My stepmother came home from the daycare center she owns, bringing Alyssa and Baby-Josh, the fosterlings, and my littlest brother, Joshua. Michael remembered that he had a present for me: a bag of the gemstones he finds at his school (the ones I like so much). Kayla whispered that his gems are just pieces of broken beer bottles, so I punched her in the arm and told her to shut her big stupid face. It's the way things work in a family that size: I don't tell Dean how heart wrenching getting older can be, he doesn't tell Kayla that everything that seems important in middle school is just crap, she doesn't tell Michael that his gems are nothing but glass and so on, though I suppose it's all about growing up, sex and Santa and death.

After dinner and cleanup, I fed Alyssa (who has known no other family but mine), my stepmother readied the little kids for bedtime and, after something resembling quiet settled over the house, my father fell asleep in his recliner. I sat in the other recliner with Alyssa while she let out a series of loud belches which culminated with her throwing up on my bare shoulder. I Windexed myself and forgave her - it's impossible to hold a grudge against eyes that pretty. She fell asleep and I shared her warmth, patting her back when she wriggled then repeating as necessary, until I also slept.

Ah, if only my father knew what's best for me...I suppose I would first need to know the answer to that question.
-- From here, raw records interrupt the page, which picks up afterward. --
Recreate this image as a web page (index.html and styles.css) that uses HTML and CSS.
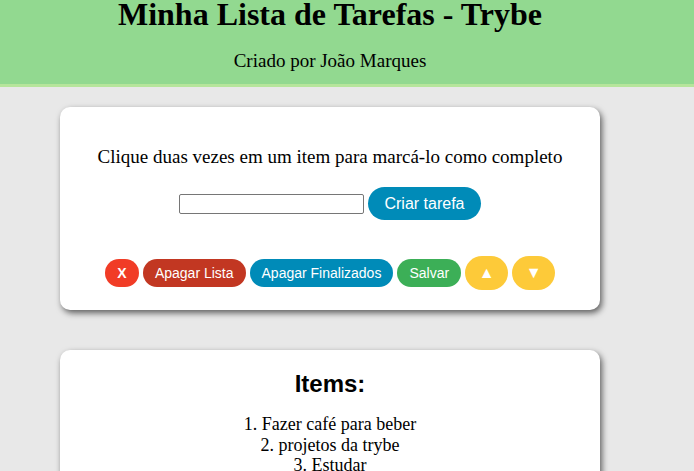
FILE: index.html
```html
<!DOCTYPE html>
<html lang="pt-BR">
<head>
<meta charset="utf-8">
<title>Minha Lista de Tarefas - Trybe</title>
<link rel="stylesheet" href="styles.css">
</head>
<body>
<header class="top">
  <div class="top-inner">
    <h1 class="title">Minha Lista de Tarefas - Trybe</h1>
    <p class="author">Criado por João Marques</p>
  </div>
</header>
<main class="page">
  <section class="card controls">
    <p class="hint">Clique duas vezes em um item para marcá-lo como completo</p>
    <div class="add-row">
      <input class="task-input" type="text">
      <button class="btn btn-create">Criar tarefa</button>
    </div>
    <div class="actions">
      <button class="btn btn-small btn-x">X</button>
      <button class="btn btn-small btn-clear">Apagar Lista</button>
      <button class="btn btn-small btn-done">Apagar Finalizados</button>
      <button class="btn btn-small btn-save">Salvar</button>
      <button class="btn btn-arrow">▲</button>
      <button class="btn btn-arrow">▼</button>
    </div>
  </section>
  <section class="card items">
    <h2 class="items-title">Items:</h2>
    <ol class="task-list">
      <li>Fazer café para beber</li>
      <li>projetos da trybe</li>
      <li>Estudar</li>
    </ol>
  </section>
</main>
</body>
</html>
```
FILE: styles.css
```css
html, body {
  margin: 0;
  padding: 0;
}
body {
  background: #e8e8e8;
  font-family: "Liberation Serif", "Times New Roman", serif;
  color: #000;
  overflow: hidden;
}
.top {
  background: #92d990;
  border-bottom: 3px solid #b6e59b;
  height: 84px;
}
.top-inner {
  width: 660px;
  text-align: center;
}
.title {
  margin: 0;
  font-size: 32px;
  line-height: 28px;
  font-weight: bold;
}
.author {
  margin: 22px 0 0;
  font-size: 19px;
  line-height: 22px;
}
.page {
  width: 540px;
  margin: 20px 0 0 60px;
  display: flex;
  flex-direction: column;
  gap: 40px;
}
.card {
  background: #fff;
  border-radius: 10px;
  box-shadow: 2px 3px 6px rgba(0, 0, 0, 0.6);
  text-align: center;
}
.controls {
  height: 203px;
  padding-top: 38px;
  box-sizing: border-box;
}
.hint {
  margin: 0;
  font-size: 19px;
  line-height: 24px;
}
.add-row {
  display: flex;
  justify-content: center;
  align-items: center;
  gap: 4px;
  margin-top: 18px;
}
.task-input {
  width: 185px;
  height: 20px;
  box-sizing: border-box;
  border: 1px solid #767676;
  border-radius: 2px;
  padding: 0;
  margin: 0;
}
.btn {
  border: none;
  color: #fff;
  font-family: "Liberation Sans", Arial, sans-serif;
  border-radius: 17px;
  cursor: pointer;
  margin: 0;
}
.btn-create {
  background: #008bb8;
  font-size: 16px;
  height: 33px;
  padding: 0 16px;
}
.actions {
  display: flex;
  justify-content: center;
  align-items: center;
  gap: 4px;
  margin-top: 36px;
}
.btn-small {
  font-size: 14px;
  height: 28px;
  padding: 0 12px;
  border-radius: 14px;
}
.btn-x {
  background: #f13c26;
  font-weight: bold;
  width: 34px;
  padding: 0;
}
.btn-clear { background: #c23722; }
.btn-done { background: #008bb8; }
.btn-save { background: #3caf57; }
.btn-arrow {
  background: #fdca39;
  width: 43px;
  height: 34px;
  font-size: 16px;
  padding: 0;
}
.items {
  padding-top: 20px;
  min-height: 200px;
}
.items-title {
  margin: 0;
  font-family: "Liberation Sans", Arial, sans-serif;
  font-size: 24px;
  line-height: 28px;
  font-weight: bold;
}
.task-list {
  list-style: decimal inside;
  margin: 16px 0 0;
  padding: 0;
  font-size: 18px;
  line-height: 20.5px;
}
```
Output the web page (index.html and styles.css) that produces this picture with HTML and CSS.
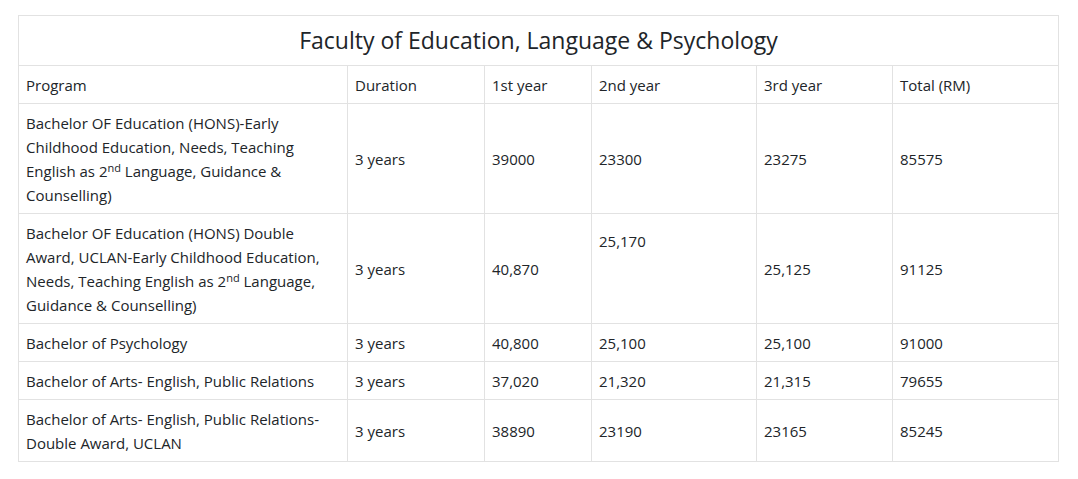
FILE: index.html
```html
<!DOCTYPE html>
<html lang="en">
<head>
<meta charset="utf-8">
<title>Faculty of Education, Language &amp; Psychology</title>
<link rel="stylesheet" href="styles.css">
</head>
<body>
<div class="page">
  <table class="fees">
    <colgroup>
      <col class="c-prog"><col class="c-dur"><col class="c-y1"><col class="c-y2"><col class="c-y3"><col class="c-tot">
    </colgroup>
    <thead>
      <tr><th class="title" colspan="6">Faculty of Education, Language &amp; Psychology</th></tr>
      <tr class="head">
        <td>Program</td><td>Duration</td><td>1st year</td><td>2nd year</td><td>3rd year</td><td>Total (RM)</td>
      </tr>
    </thead>
    <tbody>
      <tr>
        <td>Bachelor OF Education (HONS)-Early Childhood Education, Needs, Teaching English as 2<sup>nd</sup> Language, Guidance &amp; Counselling)</td>
        <td>3 years</td><td>39000</td><td>23300</td><td>23275</td><td>85575</td>
      </tr>
      <tr>
        <td>Bachelor OF Education (HONS) Double Award, UCLAN-Early Childhood Education, Needs, Teaching English as 2<sup>nd</sup> Language, Guidance &amp; Counselling)</td>
        <td>3 years</td><td>40,870</td><td class="top">25,170</td><td>25,125</td><td>91125</td>
      </tr>
      <tr>
        <td>Bachelor of Psychology</td>
        <td>3 years</td><td>40,800</td><td>25,100</td><td>25,100</td><td>91000</td>
      </tr>
      <tr>
        <td>Bachelor of Arts- English, Public Relations</td>
        <td>3 years</td><td>37,020</td><td>21,320</td><td>21,315</td><td>79655</td>
      </tr>
      <tr>
        <td>Bachelor of Arts- English, Public Relations- Double Award, UCLAN</td>
        <td>3 years</td><td>38890</td><td>23190</td><td>23165</td><td>85245</td>
      </tr>
    </tbody>
  </table>
</div>
</body>
</html>
```
FILE: styles.css
```css
html, body {
  margin: 0;
  padding: 0;
  background: #ffffff;
}
.page {
  padding: 15px 20px 0 18px;
  font-family: "Open Sans", "Noto Sans", sans-serif;
  color: #212529;
}
.fees {
  width: 1040px;
  border-collapse: collapse;
  table-layout: fixed;
  font-size: 15px;
  line-height: 24px;
}
.c-prog { width: 329px; }
.c-dur { width: 137px; }
.c-y1 { width: 107px; }
.c-y2 { width: 165px; }
.c-y3 { width: 136px; }
.c-tot { width: 166px; }
.fees th, .fees td {
  border: 1px solid #e2e2e2;
  padding: 7px 8px 6px 7px;
  vertical-align: middle;
  text-align: left;
  font-weight: 400;
}
.fees th.title {
  text-align: center;
  font-size: 23px;
  line-height: 36px;
  padding: 6px 8px 7px;
}
.fees td.top {
  vertical-align: top;
  padding-top: 15px;
}
sup {
  font-size: 11px;
  line-height: 0;
  vertical-align: 5px;
}
```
Family versus freedom and excitement versus whatever the other thing I feel is called. I want both, which will never be possible. Until the time when I'm forced to make a decision, I'll jump back and forth between my life and another desirable life that I've only experienced the fringes of. Can't have it all, I know, and nothing is perfect...oh, how well I know that, but let me dream of a halfway point where distances don't matter and I can eat my cake and have it, too. While I imagine, I'll exist in happy confusion and depressed satisfaction. Because Limbo ain't all that bad.